(Code that builds pages)
----------
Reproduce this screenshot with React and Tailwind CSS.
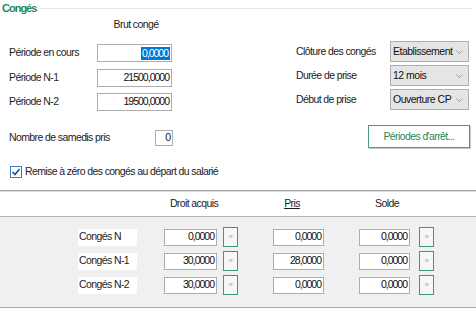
import React from 'react';

const FONT = { fontFamily: '"Liberation Sans", Arial, sans-serif' };

function Chevron() {
  return (
    <svg width="7" height="4" viewBox="0 0 7 4" className="shrink-0">
      <path d="M0.5 0.5 L3.5 3.5 L6.5 0.5" fill="none" stroke="#9a9a9a" strokeWidth="1" />
    </svg>
  );
}

function Select({ value }) {
  return (
    <div className="flex items-center justify-between w-[79px] h-[21px] border border-[#adadad] bg-[#e5e5e5] pl-[2px] pr-[5px] text-[#111] tracking-[-0.5px]">
      <span className="leading-none whitespace-nowrap">{value}</span>
      <Chevron />
    </div>
  );
}

function NumBox({ value, w }) {
  return (
    <div className={`${w} border border-[#abadb3] bg-white flex items-center justify-end pr-[2px] text-[#111] tracking-[-1px]`}>
      {value}
    </div>
  );
}

function Arrow({ className = '' }) {
  return (
    <div className={`w-[15px] h-[20px] border border-[#3f9a72] bg-[#f7f7f7] flex items-center justify-center text-[8px] text-[#a8a8a8] ${className}`}>
      »
    </div>
  );
}

const ROWS = [
  { label: 'Congés N',   droit: '0,0000',  pris: '0,0000',  solde: '0,0000' },
  { label: 'Congés N-1', droit: '30,0000', pris: '28,0000', solde: '0,0000' },
  { label: 'Congés N-2', droit: '30,0000', pris: '0,0000',  solde: '0,0000' },
];

export default function App() {
  return (
    <div className="w-[476px] h-[312px] bg-white overflow-hidden text-[10.5px] tracking-[-0.6px] text-[#1c1c1c] whitespace-nowrap" style={FONT}>
      {/* title */}
      <div className="flex items-center h-[16px]">
        <span className="pl-[2px] font-bold text-[#23885a] text-[11px] tracking-[-1px]">Congés</span>
        <div className="flex-1 h-px bg-[#e6e6e6] ml-[3px] mr-[4px]" />
      </div>

      {/* upper form */}
      <div className="flex">
        <div className="w-[296px] pl-[9px]">
          <div className="ml-[88px] w-[78px] h-[16px] leading-[16px] text-center">Brut congé</div>
          <div className="flex items-center h-[18px] mt-[12px]">
            <span className="w-[88px]">Période en cours</span>
            <div className="w-[75px] h-[18px] border border-[#abadb3] bg-white flex items-center justify-end pr-[1px] tracking-[-1px]">
              <span className="bg-[#0078d7] text-white leading-[13px] pl-[1px] pr-[2px]">0,0000</span>
            </div>
          </div>
          <div className="flex items-center h-[18px] mt-[7px]">
            <span className="w-[88px]">Période N-1</span>
            <NumBox value="21500,0000" w="w-[75px] h-[18px]" />
          </div>
          <div className="flex items-center h-[18px] mt-[6px]">
            <span className="w-[88px]">Période N-2</span>
            <NumBox value="19500,0000" w="w-[75px] h-[18px]" />
          </div>
          <div className="flex items-center h-[16px] mt-[19px]">
            <span className="w-[146px]">Nombre de samedis pris</span>
            <NumBox value="0" w="w-[18px] h-[16px]" />
          </div>
        </div>

        <div className="flex-1 pt-[25px]">
          {[
            ['Clôture des congés', 'Etablissement'],
            ['Durée de prise', '12 mois'],
            ['Début de prise', 'Ouverture CP'],
          ].map(([l, v], i) => (
            <div key={l} className={`flex items-center h-[21px] ${i ? 'mt-[3px]' : ''}`}>
              <span className="w-[94px]">{l}</span>
              <Select value={v} />
            </div>
          ))}
          <div className="ml-[72px] mt-[15px] w-[102px] h-[23px] border border-[#4a9c78] border-b-[#6f8f80] bg-white flex items-center justify-center text-[#23885a] shadow-[1px_1px_0_#c8c8c8]">
            Périodes d'arrêt...
          </div>
        </div>
      </div>

      {/* checkbox */}
      <div className="flex items-center h-[16px] mt-[16px] pl-[10px]">
        <svg width="12" height="12" viewBox="0 0 12 12" className="shrink-0">
          <rect x="0.5" y="0.5" width="11" height="11" fill="#fff" stroke="#3c7fc1" />
          <path d="M2.5 6 L5 8.5 L9.5 3" fill="none" stroke="#1f4f8a" strokeWidth="1.6" />
        </svg>
        <span className="ml-[3px]">Remise à zéro des congés au départ du salarié</span>
      </div>

      {/* separator */}
      <div className="mt-[10px] h-[2px] border-t border-[#a0a0a0] border-b border-b-[#dcdcdc]" />

      {/* table header */}
      <div className="flex items-center h-[25px] border-b border-[#b4b4b4]">
        <span className="ml-[164px] w-[60px] text-center">Droit acquis</span>
        <span className="ml-[49px] w-[38px] text-center underline">Pris</span>
        <span className="ml-[48px] w-[56px] text-center">Solde</span>
      </div>

      {/* table body */}
      <div className="bg-[#f0f0f0] h-[91px] pt-[10px] flex flex-col gap-[4px] border-b border-[#a8a8a8]">
        {ROWS.map(r => (
          <div key={r.label} className="flex items-center h-[20px]">
            <div className="ml-[78px] w-[59px] h-[17px] bg-white flex items-center pl-[1px]">{r.label}</div>
            <div className="ml-[27px]"><NumBox value={r.droit} w="w-[53px] h-[17px]" /></div>
            <Arrow className="ml-[6px]" />
            <div className="ml-[35px]"><NumBox value={r.pris} w="w-[51px] h-[17px]" /></div>
            <div className="ml-[35px]"><NumBox value={r.solde} w="w-[51px] h-[17px]" /></div>
            <Arrow className="ml-[9px]" />
          </div>
        ))}
      </div>
    </div>
  );
}
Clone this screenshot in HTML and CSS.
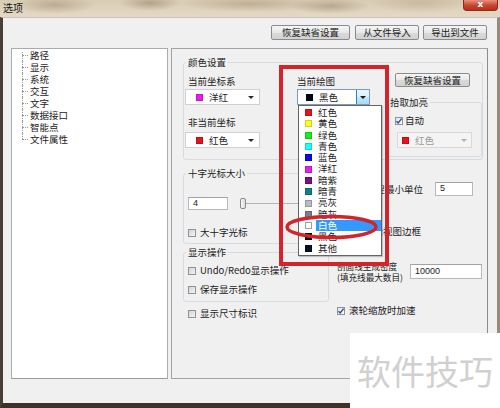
FILE: index.html
```html
<!DOCTYPE html>
<html lang="zh-CN">
<head>
<meta charset="utf-8">
<title>选项</title>
<link rel="stylesheet" href="styles.css">
</head>
<body>
<div class="window">
  <div class="titlebar">
    <span class="title">选项</span>
    <span class="close">x</span>
  </div>
  <div class="frame">
    <div class="toolbar">
      <button class="btn btn-wide">恢复缺省设置</button>
      <button class="btn">从文件导入</button>
      <button class="btn">导出到文件</button>
    </div>
    <div class="main">
      <ul class="tree">
        <li>路径</li>
        <li class="sel">显示</li>
        <li>系统</li>
        <li>交互</li>
        <li>文字</li>
        <li>数据接口</li>
        <li>智能点</li>
        <li>文件属性</li>
      </ul>
      <div class="panel">
        <fieldset class="grp grp-color">
          <legend>颜色设置</legend>
          <div class="color-grid">
            <div class="col col1">
              <div class="lbl">当前坐标系</div>
              <div class="combo combo-l mt2"><span class="sw sw-magenta"></span><span class="ctext">洋红</span><span class="tri"></span></div>
              <div class="lbl mt12">非当前坐标</div>
              <div class="combo combo-l mt4"><span class="sw sw-red"></span><span class="ctext">红色</span><span class="tri"></span></div>
            </div>
            <div class="col col2">
              <div class="lbl">当前绘图</div>
              <div class="combo combo-open mt2">
                <span class="sw sw-black"></span><span class="ctext">黑色</span>
                <span class="arrbtn"><span class="tri"></span></span>
                <ul class="dlist">
                  <li><span class="sw sw-red"></span><span class="itext">红色</span></li>
                  <li><span class="sw sw-yellow"></span><span class="itext">黄色</span></li>
                  <li><span class="sw sw-green"></span><span class="itext">绿色</span></li>
                  <li><span class="sw sw-cyan"></span><span class="itext">青色</span></li>
                  <li><span class="sw sw-blue"></span><span class="itext">蓝色</span></li>
                  <li><span class="sw sw-magenta"></span><span class="itext">洋红</span></li>
                  <li><span class="sw sw-purple"></span><span class="itext">暗紫</span></li>
                  <li><span class="sw sw-teal"></span><span class="itext">暗青</span></li>
                  <li><span class="sw sw-silver"></span><span class="itext">亮灰</span></li>
                  <li><span class="sw sw-gray"></span><span class="itext">暗灰</span></li>
                  <li class="hl"><span class="sw sw-white"></span><span class="itext">白色</span></li>
                  <li><span class="sw sw-black"></span><span class="itext">黑色</span></li>
                  <li><span class="sw sw-navy"></span><span class="itext">其他</span></li>
                </ul>
              </div>
            </div>
            <div class="col col3">
              <button class="btn btn-reset">恢复缺省设置</button>
              <fieldset class="grp grp-pick">
                <legend>拾取加亮</legend>
                <div class="cbrow pick-auto"><span class="cb on"><svg viewBox="0 0 8 8" width="8" height="8"><path d="M1.5 4.2 L3.2 6 L6.6 1.6" fill="none" stroke="#2b4f95" stroke-width="1.4"/></svg></span><span>自动</span></div>
                <div class="combo combo-dis"><span class="sw sw-red"></span><span class="ctext">红色</span><span class="tri"></span></div>
              </fieldset>
            </div>
          </div>
        </fieldset>
        <div class="lower">
          <div class="lcol">
            <fieldset class="grp grp-cross">
              <legend>十字光标大小</legend>
              <div class="slider-row">
                <span class="tbox tbox-4">4</span>
                <span class="thumb"></span>
                <span class="track"></span>
              </div>
              <div class="cbrow cross-big"><span class="cb"></span><span>大十字光标</span></div>
            </fieldset>
            <fieldset class="grp grp-ops">
              <legend>显示操作</legend>
              <div class="cbrow ops1"><span class="cb"></span><span>Undo/Redo显示操作</span></div>
              <div class="cbrow ops2"><span class="cb"></span><span>保存显示操作</span></div>
            </fieldset>
            <div class="cbrow dims"><span class="cb"></span><span>显示尺寸标识</span></div>
          </div>
          <div class="rcol">
            <div class="unit-row"><span>捕捉最小单位</span><span class="tbox tbox-5">5</span></div>
            <div class="cbrow view-border"><span class="cb"></span><span>显示视图边框</span></div>
            <div class="hatch-row">
              <span class="hatch-lbl">剖面线生成密度<br>(填充线最大数目)</span>
              <span class="tbox tbox-10000">10000</span>
            </div>
            <div class="cbrow wheel"><span class="cb on"><svg viewBox="0 0 8 8" width="8" height="8"><path d="M1.5 4.2 L3.2 6 L6.6 1.6" fill="none" stroke="#2b4f95" stroke-width="1.4"/></svg></span><span>滚轮缩放时加速</span></div>
          </div>
        </div>
      </div>
    </div>
  </div>

  <div class="mark-rect"></div>
  <svg class="mark-ellipse" width="95" height="26" viewBox="0 0 95 26"><ellipse cx="47.5" cy="13" rx="44.5" ry="10.5" fill="none" stroke="#d3232b" stroke-width="3.5"/></svg>
  <div class="watermark">软件技巧</div>
</div>
</body>
</html>
```

FILE: styles.css
```css
* { box-sizing: border-box; }
html, body { margin: 0; padding: 0; }
body {
  width: 500px;
  height: 408px;
  overflow: hidden;
  font-family: "Noto Sans CJK SC", "Noto Sans", "DejaVu Sans", sans-serif;
  font-size: 9.5px;
  color: #1b1b1b;
}
ul { list-style: none; margin: 0; padding: 0; }

.window {
  position: relative;
  width: 500px;
  height: 408px;
  display: flex;
  flex-direction: column;
  background: #f0f0f0;
  overflow: hidden;
}

/* title bar */
.titlebar {
  flex: none;
  height: 17px;
  display: flex;
  align-items: flex-start;
  background:
    radial-gradient(ellipse 40px 9px at 55px 5px, rgba(150,125,95,.45), transparent),
    radial-gradient(ellipse 30px 8px at 150px 3px, rgba(140,118,90,.5), transparent),
    radial-gradient(ellipse 70px 8px at 250px 4px, rgba(160,135,100,.45), transparent),
    radial-gradient(ellipse 40px 8px at 330px 6px, rgba(140,118,90,.45), transparent),
    radial-gradient(ellipse 50px 10px at 420px 3px, rgba(170,145,110,.35), transparent),
    linear-gradient(#d9ccb4, #e4d9c6);
}
.title {
  font-size: 10px;
  line-height: 16px;
  padding-left: 3px;
  color: #141414;
}
.close {
  margin-left: auto;
  margin-right: 2px;
  width: 35px;
  height: 11px;
  border: 1px solid #8a2b1e;
  border-top: none;
  border-radius: 0 0 4px 4px;
  background: linear-gradient(#e6907f, #c8452f 55%, #b8301d);
  color: #fff;
  font-family: "DejaVu Sans", sans-serif;
  font-weight: bold;
  font-size: 9px;
  line-height: 9px;
  text-align: center;
}

/* frame */
.frame {
  flex: 1;
  display: flex;
  flex-direction: column;
  border-top: 1px solid #c9c3bb;
  border-left: 3px solid #4b3e33;
  border-right: 3px solid #948a80;
  border-bottom: 5px solid #3d3128;
}

.toolbar {
  flex: none;
  display: flex;
  justify-content: flex-end;
  gap: 4px;
  height: 22px;
  padding: 7px 10px 0 0;
}
.btn {
  height: 15px;
  width: 64px;
  padding: 0;
  margin: 0;
  border: 1px solid #8b8b8b;
  border-radius: 2px;
  background: linear-gradient(#f6f6f6, #e8e8e8 50%, #dadada 51%, #d2d2d2);
  font-family: inherit;
  font-size: 9.5px;
  line-height: 13px;
  color: #1b1b1b;
}
.btn-wide { width: 79px; margin-right: 1px; }

.main {
  flex: none;
  display: flex;
  gap: 3px;
  margin-top: 8px;
  padding-left: 8px;
  height: 331px;
}

/* tree */
.tree {
  width: 157px;
  height: 331px;
  background: #fff;
  border: 1px solid #a9adb2;
  border-bottom-color: #9a9a9a;
  padding-left: 10px;
}
.tree li {
  position: relative;
  height: 12px;
  line-height: 12px;
  padding-left: 8px;
}
.tree li::before {
  content: "";
  position: absolute;
  left: 0;
  top: 6px;
  width: 6px;
  border-top: 1px dotted #9a9a9a;
}
.tree li::after {
  content: "";
  position: absolute;
  left: 0;
  top: 0;
  bottom: 0;
  border-left: 1px dotted #9a9a9a;
}
.tree li:first-child::after { top: 3px; }
.tree li:last-child::after { bottom: 6px; }

/* panel */
.panel {
  width: 317px;
  height: 331px;
  border: 1px solid #a4a4a4;
  border-right-color: #8c8c8c;
  padding: 8px 4px 0 11px;
}

.grp {
  margin: 0;
  min-width: 0;
  border: 1px solid #d6dbe0;
  border-radius: 3px;
  padding: 0 0 0 4px;
}
.grp legend {
  padding: 0 2px;
  margin-left: -2px;
  line-height: 11px;
  font-size: 9.5px;
}

.grp-color { width: 300px; padding-bottom: 2px; }
.color-grid {
  display: grid;
  grid-template-columns: 109px 88px 97px;
}
.col1, .col2 { padding-top: 8px; }
.lbl { height: 11px; line-height: 11px; white-space: nowrap; }
.mt2 { margin-top: 2px; }
.mt4 { margin-top: 4px; }
.mt12 { margin-top: 12px; }

.combo {
  position: relative;
  display: flex;
  align-items: center;
  height: 16px;
  background: #fff;
  border: 1px solid #cfcfcf;
  line-height: 12px;
}
.combo-l {
  width: 75px;
  margin-left: -3px;
  padding-left: 10px;
}
.combo-l .sw { margin-right: 6px; }
.combo .tri { margin-left: auto; margin-right: 5px; }
.ctext { white-space: nowrap; }

.tri {
  display: block;
  width: 0;
  height: 0;
  border-left: 3px solid transparent;
  border-right: 3px solid transparent;
  border-top: 3px solid #2a2a2a;
}

.combo-open {
  width: 73px;
  padding-left: 8px;
  border-color: #7a9cbf;
}
.combo-open .sw { margin-right: 6px; }
.arrbtn {
  margin-left: auto;
  align-self: stretch;
  width: 13px;
  display: flex;
  align-items: center;
  justify-content: center;
  border-left: 1px solid #3c7fb1;
  background: linear-gradient(#eaf6fd, #d9f0fc 50%, #bee6fd 51%, #a7d9f5);
}
.arrbtn .tri { margin: 0; border-top-color: #1c1c1c; }

.dlist {
  position: absolute;
  left: 0;
  top: 15px;
  width: 84px;
  height: 151px;
  background: #fff;
  border: 1px solid #646464;
  padding: 1px 0;
  z-index: 5;
  box-shadow: 1px 1px 1px rgba(0,0,0,.2);
}
.dlist li {
  display: flex;
  align-items: center;
  height: 11.3px;
  padding-left: 6px;
  line-height: 11px;
}
.dlist .sw { margin-right: 4px; }
.itext {
  flex: 1;
  padding-left: 2px;
  height: 100%;
  line-height: 11.3px;
}
.dlist li.hl .itext { background: #3399ff; color: #fff; }

.sw {
  flex: none;
  display: block;
  width: 7px;
  height: 7px;
  border: 1px solid rgba(0,0,0,.18);
}
.sw-red { background: #e3141f; }
.sw-yellow { background: #ffff1a; }
.sw-green { background: #1aee1a; }
.sw-cyan { background: #1affff; }
.sw-blue { background: #0a0af0; }
.sw-magenta { background: #e81ee8; }
.sw-purple { background: #7b0f84; }
.sw-teal { background: #0f8088; }
.sw-silver { background: #b9bcc0; }
.sw-gray { background: #7c8088; }
.sw-white { background: #fff; border-color: #9aa0a8; }
.sw-black { background: #050510; }
.sw-navy { background: #05102a; }

.col3 { padding-top: 5px; }
.btn-reset {
  display: block;
  width: 75px;
  height: 14px;
  margin-left: 10px;
  line-height: 12px;
}
.grp-pick {
  margin-top: 10px;
  padding: 0 0 8px 4px;
}
.cbrow {
  display: flex;
  align-items: center;
  gap: 4px;
  height: 11px;
  line-height: 11px;
  white-space: nowrap;
}
.cb {
  flex: none;
  display: block;
  width: 8px;
  height: 8px;
  border: 1px solid #8f9296;
  background: linear-gradient(135deg, #d2d4d6, #f4f4f4);
}
.cb svg { display: block; margin: -1px 0 0 -1px; }
.cb.on { background: linear-gradient(135deg, #e4e6e8, #fbfbfb); }
.pick-auto { margin-top: 7px; margin-left: 5px; gap: 2px; }
.combo-dis {
  margin-top: 6px;
  margin-left: 7px;
  width: 75px;
  padding-left: 4px;
  color: #9a9a9a;
  border-color: #d9d9d9;
  background: #f4f4f4;
}
.combo-dis .sw { margin-right: 6px; }
.combo-dis .tri { border-top-color: #b0b0b0; margin-right: 4px; }

/* lower section */
.lower {
  display: grid;
  grid-template-columns: 146px 150px;
  column-gap: 4px;
}
.lcol { display: flex; flex-direction: column; }
.grp-cross { margin-top: 8px; padding-bottom: 5px; }
.slider-row {
  display: flex;
  align-items: center;
  height: 13px;
  margin-top: 18px;
}
.tbox {
  display: block;
  height: 13px;
  background: #fff;
  border: 1px solid #b5b9bf;
  border-top-color: #9ea3a9;
  padding-left: 4px;
  line-height: 11px;
  font-size: 9px;
  font-family: "Liberation Sans", "Noto Sans", sans-serif;
}
.tbox-4 { width: 40px; }
.thumb {
  width: 6px;
  height: 11px;
  margin-left: 12px;
  border: 1px solid #8a8a8a;
  border-radius: 2px;
  background: linear-gradient(90deg, #f8f8f8, #dcdcdc);
}
.track {
  flex: 1;
  height: 1px;
  background: #b4b4b4;
  margin-right: 2px;
}
.cross-big { margin-top: 17px; }
.grp-ops { margin-top: 3px; padding-bottom: 6px; }
.ops1 { margin-top: 7px; }
.ops2 { margin-top: 8px; }
.dims { margin-top: 6px; margin-left: 5px; }

.rcol { display: flex; flex-direction: column; }
.unit-row {
  display: flex;
  align-items: center;
  justify-content: flex-end;
  gap: 12px;
  height: 14px;
  margin-top: 22px;
  padding-right: 10px;
  white-space: nowrap;
}
.tbox-5 { width: 38px; height: 14px; }
.view-border { margin-top: 30px; margin-left: 19px; }
.hatch-row {
  display: flex;
  align-items: center;
  height: 21px;
  margin-top: 24px;
  padding: 0 1px 0 4px;
}
.hatch-lbl {
  font-size: 8.6px;
  line-height: 10.5px;
  white-space: nowrap;
}
.tbox-10000 {
  margin-left: auto;
  width: 72px;
  height: 15px;
  line-height: 13px;
}
.wheel { margin-top: 23px; margin-left: 4px; }

/* annotations over the screenshot */
.mark-rect {
  position: absolute;
  left: 279px;
  top: 65px;
  width: 110px;
  height: 201px;
  border: 4px solid #d3232b;
  z-index: 10;
}
.mark-ellipse {
  position: absolute;
  left: 284px;
  top: 214px;
  z-index: 11;
}
.watermark {
  position: absolute;
  left: 350px;
  top: 333px;
  width: 150px;
  height: 75px;
  background: #fff;
  color: #d0d0d0;
  font-size: 34px;
  line-height: 75px;
  padding-left: 7px;
  z-index: 12;
}
```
----------
Instruction
Spot every line that holds "this" and copy it.

Solved exercise
Reproduce this screenshot with React and Tailwind CSS.
Clone this screenshot in HTML and CSS.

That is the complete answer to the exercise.